Marks & Spencer will invest £95 million into increasing pay for its retail staff, despite facing “cost pressures” from the government.
Starting from 1 April, the pay rate for UK Customer Assistants at Marks & Spencer will increase from £12 to £12.60 per hour, reflecting a 5% rise year on year and a 26% increase since 2022.
The new pay rate of £12.60 per hour is higher than the government’s national living wage of £12.21 per hour.
“Following the Government’s recent increases in tax and national insurance contributions, it’s no secret that M&S and indeed the entire retail sector has some significant cost headwinds to face into in the new financial year,” M&S Chief executive Stuart Machin said.
“However, I have always believed that we should not allow these headwinds to impact our hourly paid colleagues, which is why today, for the third year in a row, we are making a record investment in our retail pay offer.
“This means we have now invested almost £300m in our pay over the past three years, well above the rate of inflation, in addition to our market-leading discount and pension offer for colleagues,” Machin added.
Before this announcement, Marks & Spencer estimated that the increase in employers’ national insurance (NICs) would add £120 million to its wage bill, a figure that is expected to rise further.

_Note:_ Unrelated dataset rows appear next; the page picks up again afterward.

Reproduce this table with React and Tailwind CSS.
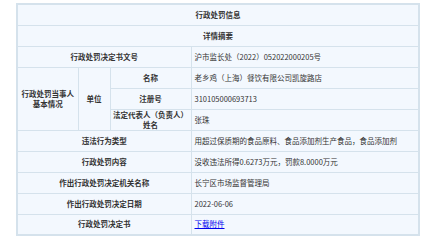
export default function App() {
  const td = "border border-[#d5e2ec] bg-[#f3f8fe] h-[21px] p-0 align-middle";
  const lab = `${td} text-center font-bold text-[#333]`;
  const val = `${td} text-left pl-[3px] text-[#333]`;
  return (
    <div className="w-[438px] h-[240px] bg-white pt-[3px] pl-[16px]" style={{ fontFamily: '"Noto Sans CJK SC", sans-serif' }}>
      <table className="border-collapse border-2 border-[#d5e2ec] text-[7.5px] leading-[10px] table-fixed w-[402px]">
        <colgroup>
          <col className="w-[61px]" />
          <col className="w-[32px]" />
          <col className="w-[81px]" />
          <col className="w-[228px]" />
        </colgroup>
        <tbody>
          <tr><td colSpan={4} className={lab}>行政处罚信息</td></tr>
          <tr><td colSpan={4} className={lab}>详情摘要</td></tr>
          <tr><td colSpan={3} className={lab}>行政处罚决定书文号</td><td className={val}>沪市监长处（2022）052022000205号</td></tr>
          <tr>
            <td rowSpan={3} className={lab}>行政处罚当事人<br />基本情况</td>
            <td rowSpan={3} className={lab}>单位</td>
            <td className={lab}>名称</td>
            <td className={val}>老乡鸡（上海）餐饮有限公司凯旋路店</td>
          </tr>
          <tr><td className={lab}>注册号</td><td className={val}>310105000693713</td></tr>
          <tr><td className={lab}>法定代表人（负责人）<br />姓名</td><td className={val}>张珠</td></tr>
          <tr><td colSpan={3} className={lab}>违法行为类型</td><td className={val}>用超过保质期的食品原料、食品添加剂生产食品，食品添加剂</td></tr>
          <tr><td colSpan={3} className={lab}>行政处罚内容</td><td className={val}>没收违法所得0.6273万元，罚款8.0000万元</td></tr>
          <tr><td colSpan={3} className={lab}>作出行政处罚决定机关名称</td><td className={val}>长宁区市场监督管理局</td></tr>
          <tr><td colSpan={3} className={lab}>作出行政处罚决定日期</td><td className={val}>2022-06-06</td></tr>
          <tr><td colSpan={3} className={lab}>行政处罚决定书</td><td className={val}><span className="text-[#0000ee] underline">下载附件</span></td></tr>
        </tbody>
      </table>
    </div>
  );
}
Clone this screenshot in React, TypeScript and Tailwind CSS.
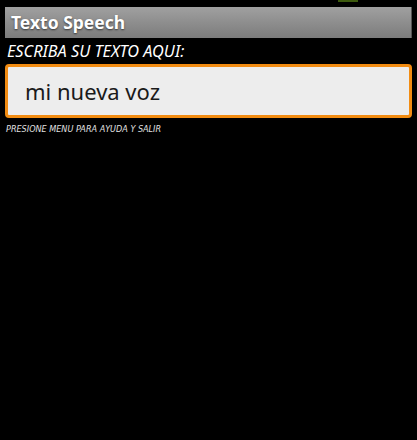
export default function App() {
  return (
    <div className="relative h-[440px] w-[417px] overflow-hidden bg-black" style={{ fontFamily: '"Noto Sans", "Open Sans", sans-serif' }}>
      <div className="absolute left-[338px] top-0 h-[2px] w-[20px] bg-[#3d5a0e]" />
      <div className="pt-[7px] px-[5px]">
        <div className="flex h-[31px] items-center border-r border-[#555] bg-gradient-to-b from-[#a0a0a0] to-[#7c7c7c] pl-[6px]">
          <span className="text-[17.5px] font-bold leading-none text-white [text-shadow:0_1px_2px_rgba(0,0,0,0.6)]">Texto Speech</span>
        </div>
      </div>
      <div className="px-[7px] pt-[2px] text-[16.3px] italic leading-[22px] text-white">ESCRIBA SU TEXTO AQUI:</div>
      <div className="px-[5px] pt-[2px]">
        <div className="flex h-[54px] items-center rounded-[4px] border-[3px] border-[#f28c12] bg-[#ededed] pl-[17px]">
          <span className="text-[22px] leading-none text-[#1a1a1a]">mi nueva voz</span>
        </div>
      </div>
      <div className="px-[6px] pt-[7px] text-[9px] italic leading-none text-[#e0e0e0]" style={{ fontFamily: '"DejaVu Sans Condensed", "DejaVu Sans", sans-serif' }}>
        PRESIONE MENU PARA AYUDA Y SALIR
      </div>
    </div>
  );
}
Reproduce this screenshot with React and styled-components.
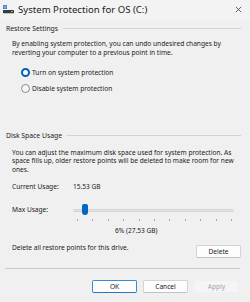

The change to NICs, especially the lower threshold, came as a shock to businesses in labor-intensive, part-time reliant sectors like hospitality and retail.
Research from UKHospitality has found that changes to national insurance contributions (NICs) will add £2,500 to the cost of employing the average worker.
Earlier this year, M&S was part of a group of major retailers that warned the Treasury about the risk of hundreds of thousands of job losses in the retail sector due to unsustainable cost hikes.
At the time, Machin stated that “retail is being raided like a piggy bank and it’s unacceptable.”
“The blunt truth is… the budget means UK retail will get smaller,” Machin wrote in The Times, adding that while Reeves’ long-term growth ambitions are welcome “action [needs to be] taken to encourage growth today”.